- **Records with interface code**
━━━━━━━━━━━━━━━━━━━━━━━━━━━━━━
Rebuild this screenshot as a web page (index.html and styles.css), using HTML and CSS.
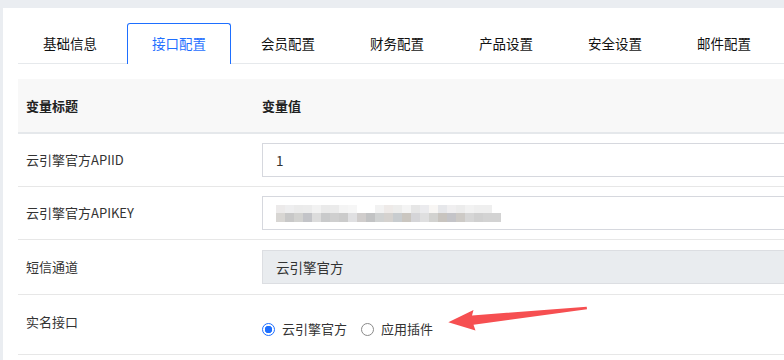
FILE: index.html
```html
<!DOCTYPE html>
<html lang="zh-CN">
<head>
    <meta charset="UTF-8">
    <meta name="viewport" content="width=device-width, initial-scale=1.0">
    <title>接口配置</title>
    <link rel="stylesheet" href="styles.css">
</head>
<body>
    <div class="card">
        <div class="tabs">
            <div class="tab">基础信息</div>
            <div class="tab active">接口配置</div>
            <div class="tab">会员配置</div>
            <div class="tab">财务配置</div>
            <div class="tab">产品设置</div>
            <div class="tab">安全设置</div>
            <div class="tab">邮件配置</div>
        </div>

        <table class="config">
            <thead>
                <tr>
                    <th class="col-title">变量标题</th>
                    <th>变量值</th>
                </tr>
            </thead>
            <tbody>
                <tr>
                    <td>云引擎官方APIID</td>
                    <td><div class="input">1</div></td>
                </tr>
                <tr>
                    <td>云引擎官方APIKEY</td>
                    <td>
                        <div class="input">
                            <div class="blur">
                                <div class="blur-top"></div>
                                <div class="blur-bottom"></div>
                            </div>
                        </div>
                    </td>
                </tr>
                <tr class="tall-row">
                    <td>短信通道</td>
                    <td><div class="input disabled">云引擎官方</div></td>
                </tr>
                <tr class="radio-row">
                    <td class="label-top">实名接口</td>
                    <td>
                        <div class="radios">
                            <label class="radio"><span class="dot checked"></span>云引擎官方</label>
                            <label class="radio"><span class="dot"></span>应用插件</label>
                        </div>
                    </td>
                </tr>
            </tbody>
        </table>
    </div>

    <!-- annotation arrow -->
    <svg class="arrow" width="784" height="360" viewBox="0 0 784 360">
        <polygon points="448.3,322.3 473.5,310 472,315.5 586.7,306.8 587,309.3 473.5,324.8 475.5,330.5" fill="#f64f51"/>
    </svg>
</body>
</html>
```

FILE: styles.css
```css
html, body {
    margin: 0;
    height: 100%;
    overflow: hidden;
}

body {
    background-color: #eaedf1;
    padding: 8px 0 0 3px;
    font-family: "Noto Sans CJK SC", "Noto Sans", sans-serif;
    font-size: 13px;
    color: #333;
    position: relative;
    box-sizing: border-box;
}

.card {
    background-color: #fff;
    width: 1000px;
    height: 100%;
    padding: 15px 15px 0 15px;
    box-sizing: border-box;
}

.tabs {
    display: flex;
    border-bottom: 1px solid #e6e9ec;
    height: 40px;
}

.tab {
    width: 104px;
    height: 40px;
    margin-right: 5px;
    line-height: 39px;
    text-align: center;
    font-size: 13.5px;
    color: #111;
    box-sizing: border-box;
    border: 1px solid transparent;
    border-bottom: none;
}

.tab.active {
    border-color: #1e6fff;
    border-radius: 3px 3px 0 0;
    color: #1e6fff;
    background-color: #fff;
    height: 41px;
}

.config {
    margin-top: 15px;
    width: 900px;
    border-collapse: collapse;
}

.config th {
    background-color: #f8f8f8;
    text-align: left;
    font-weight: 600;
    color: #222;
    padding: 17px 8px 16px 8px;
    line-height: 20px;
    border-bottom: 2px solid #e5e8eb;
}

.config .col-title {
    width: 220px;
}

.config td {
    padding: 9px 8px 9px 8px;
    line-height: 20px;
    border-bottom: 1px solid #e7e7e7;
    vertical-align: middle;
}

.config .tall-row td {
    padding: 10px 8px 10px 8px;
}

.input {
    height: 34px;
    box-sizing: border-box;
    border: 1px solid #d6d8de;
    padding: 0 13px;
    line-height: 32px;
    color: #333;
    font-size: 13.5px;
    display: flex;
    align-items: center;
}

.input.disabled {
    background-color: #e9ecef;
    border-color: #dcdee2;
}

.blur {
    width: 225px;
}

.blur-top {
    height: 8px;
    width: 216px;
    background: linear-gradient(to right,
        #eceaea 0 9px, #eeeeef 9px 18px, #ebebeb 18px 27px, #ececec 27px 36px,
        #f2f2f2 36px 45px, #eaeaea 45px 54px, #ebebeb 54px 63px, #f4f4f4 63px 72px,
        #f6f6f6 72px 81px, #fff 81px 99px, #f2f2f2 99px 108px, #eeeae8 108px 117px,
        #ededec 117px 126px, #f4f4f4 126px 135px, #e6e6e6 135px 144px, #ebebee 144px 153px,
        #f8f6f4 153px 162px, #e6e7ea 162px 171px, #f0eff0 171px 180px, #ececec 180px 189px,
        #f2f2f2 189px 198px, #efefef 198px 216px);
}

.blur-bottom {
    height: 9px;
    background: linear-gradient(to right,
        #d8d6d3 0 9px, #c8c8c8 9px 18px, #d2d2d0 18px 27px, #c3c4c8 27px 36px,
        #dcdcdc 36px 45px, #c9cacb 45px 54px, #cfcfcf 54px 63px, #cbcbcb 63px 72px,
        #e0e0e2 72px 81px, #d0cdcc 81px 90px, #c2c3c4 90px 99px, #d0d2d2 99px 108px,
        #d5d2cf 108px 117px, #c8cccf 117px 126px, #cac6c0 126px 135px, #d5d5d8 135px 144px,
        #dfdfe0 144px 153px, #d2d2d0 153px 162px, #c8c4bf 162px 171px, #c4c4c8 171px 180px,
        #cdcac6 180px 189px, #d6d6d6 189px 198px, #d0d0d0 198px 207px, #d3d3d3 207px 225px);
}

.radio-row td {
    padding: 24px 8px 15px 8px;
}

.radio-row .label-top {
    padding: 17px 8px 22px 8px;
    vertical-align: top;
}

.radios {
    display: flex;
    align-items: center;
    gap: 14px;
}

.radio {
    display: flex;
    align-items: center;
    gap: 7px;
    font-size: 13px;
    color: #333;
}

.dot {
    width: 13px;
    height: 13px;
    border-radius: 50%;
    border: 1px solid #8a8a8a;
    box-sizing: border-box;
    background-color: #fff;
}

.dot.checked {
    border-color: #1e6fff;
    background: radial-gradient(circle, #1e6fff 0 3.5px, #fff 4px);
}

.arrow {
    position: absolute;
    left: 0;
    top: 0;
    pointer-events: none;
}
```
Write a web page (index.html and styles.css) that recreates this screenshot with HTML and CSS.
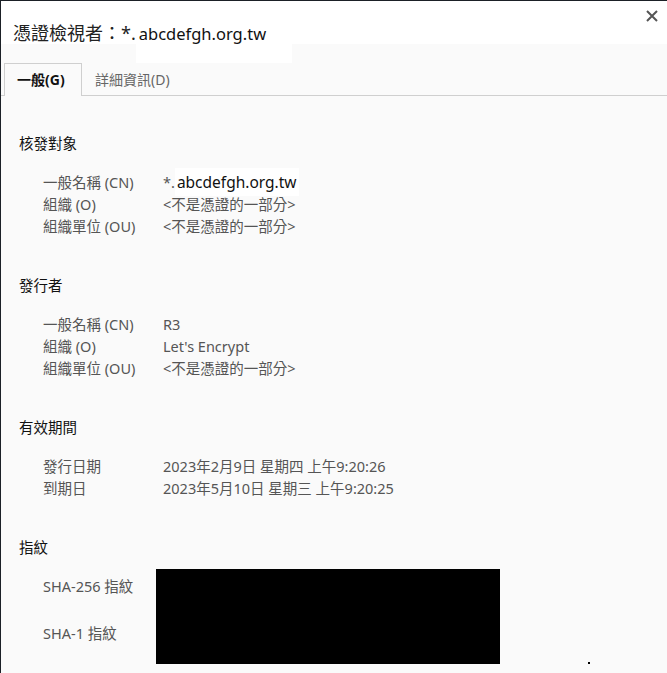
FILE: index.html
```html
<!doctype html>
<html lang="zh-Hant">
<head>
	<meta charset="UTF-8">
	<title>憑證檢視者</title>
	<link rel="stylesheet" href="styles.css">
</head>
<body>
	<div class="win">
		<div class="head">
			<span class="title">憑證檢視者：*.<span class="mask">abcdefgh.org.tw</span></span>
			<svg class="close" width="12" height="12" viewBox="0 0 12 12">
				<path d="M1 1 L11 11 M11 1 L1 11" stroke="#555" stroke-width="2" fill="none"/>
			</svg>
		</div>
		<div class="tabs">
			<span class="tab on">一般(G)</span>
			<span class="tab">詳細資訊(D)</span>
		</div>
		<div class="cont">
			<div class="sec">
				<div class="sec-t">核發對象</div>
				<div class="rows">
					<span class="k">一般名稱 (CN)</span><span class="v">*.<span class="mask2">abcdefgh.org.tw</span></span>
					<span class="k">組織 (O)</span><span class="v">&lt;不是憑證的一部分&gt;</span>
					<span class="k">組織單位 (OU)</span><span class="v">&lt;不是憑證的一部分&gt;</span>
				</div>
			</div>
			<div class="sec">
				<div class="sec-t">發行者</div>
				<div class="rows">
					<span class="k">一般名稱 (CN)</span><span class="v">R3</span>
					<span class="k">組織 (O)</span><span class="v">Let's Encrypt</span>
					<span class="k">組織單位 (OU)</span><span class="v">&lt;不是憑證的一部分&gt;</span>
				</div>
			</div>
			<div class="sec">
				<div class="sec-t">有效期間</div>
				<div class="rows">
					<span class="k">發行日期</span><span class="v">2023年2月9日 星期四 上午9:20:26</span>
					<span class="k">到期日</span><span class="v">2023年5月10日 星期三 上午9:20:25</span>
				</div>
			</div>
			<div class="sec last">
				<div class="sec-t">指紋</div>
				<div class="fp">
					<span class="k k1">SHA-256 指紋</span>
					<span class="k k2">SHA-1 指紋</span>
					<span class="black"></span>
				</div>
			</div>
			<span class="dot"></span>
		</div>
	</div>
</body>
</html>
```

FILE: styles.css
```css
body,html{
	margin: 0;
	width: 100%;
	height: 100%;
}
*{
	font-family: "Noto Sans", "Noto Sans CJK TC", sans-serif;
}
.win{
	width: 666px;
	height: 672px;
	border-top: 1px solid #1b2026;
	border-left: 1px solid #1b2026;
	background: #fafafa;
	overflow: hidden;
	position: relative;
}
.head{
	height: 43px;
	background: #fff;
	display: flex;
	justify-content: space-between;
	align-items: flex-start;
}
.title{
	font-size: 18px;
	line-height: 24px;
	color: #222;
	padding: 20px 0 0 12px;
}
.mask{
	background: #fff;
	padding: 2px 26px 18px 3px;
	color: #111;
	font-size: 16.5px;
}
.close{
	margin: 9px 9px 0 0;
}
.tabs{
	display: flex;
	padding: 19px 0 0 3px;
	border-bottom: 1px solid #cfcfcf;
}
.tab{
	font-size: 14px;
	height: 31px;
	line-height: 31px;
	padding: 0 12px;
	color: #666;
	border: 1px solid transparent;
	border-bottom: 0;
}
.tab.on{
	color: #111;
	font-weight: bold;
	border-color: #cfcfcf;
	background: #fafafa;
	margin-bottom: -1px;
	height: 32px;
	width: 52px;
}
.cont{
	padding: 36px 0 0 18px;
}
.sec{
	margin-bottom: 37px;
}
.sec-t{
	font-size: 14.5px;
	line-height: 22px;
	color: #111;
	margin-bottom: 17px;
}
.rows{
	display: grid;
	grid-template-columns: 120px auto;
	padding-left: 24px;
	font-size: 14.5px;
	line-height: 22px;
	color: #555;
}
.mask2{
	background: #fff;
	color: #111;
	font-size: 15.5px;
	padding: 3px 2px 3px 2px;
}
.fp{
	display: grid;
	grid-template-columns: 113px 344px;
	grid-template-rows: 32px 63px;
	padding-left: 24px;
	margin-top: -6px;
	font-size: 14.5px;
	color: #555;
}
.k1{
	grid-row: 1;
	grid-column: 1;
	align-self: center;
}
.k2{
	grid-row: 2;
	grid-column: 1;
	align-self: center;
}
.black{
	grid-row: 1 / span 2;
	grid-column: 2;
	background: #000;
}
.dot{
	position: absolute;
	left: 587px;
	top: 661px;
	width: 2px;
	height: 2px;
	background: #000;
}
```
━━━━━━━━━━━━━━━━━━━━━━━━━━━━━━
- **Problem to solve**
Display every line of the listing that contains the string "screenshot".

- **Output**
Rebuild this screenshot as a web page (index.html and styles.css), using HTML and CSS.
Write a web page (index.html and styles.css) that recreates this screenshot with HTML and CSS.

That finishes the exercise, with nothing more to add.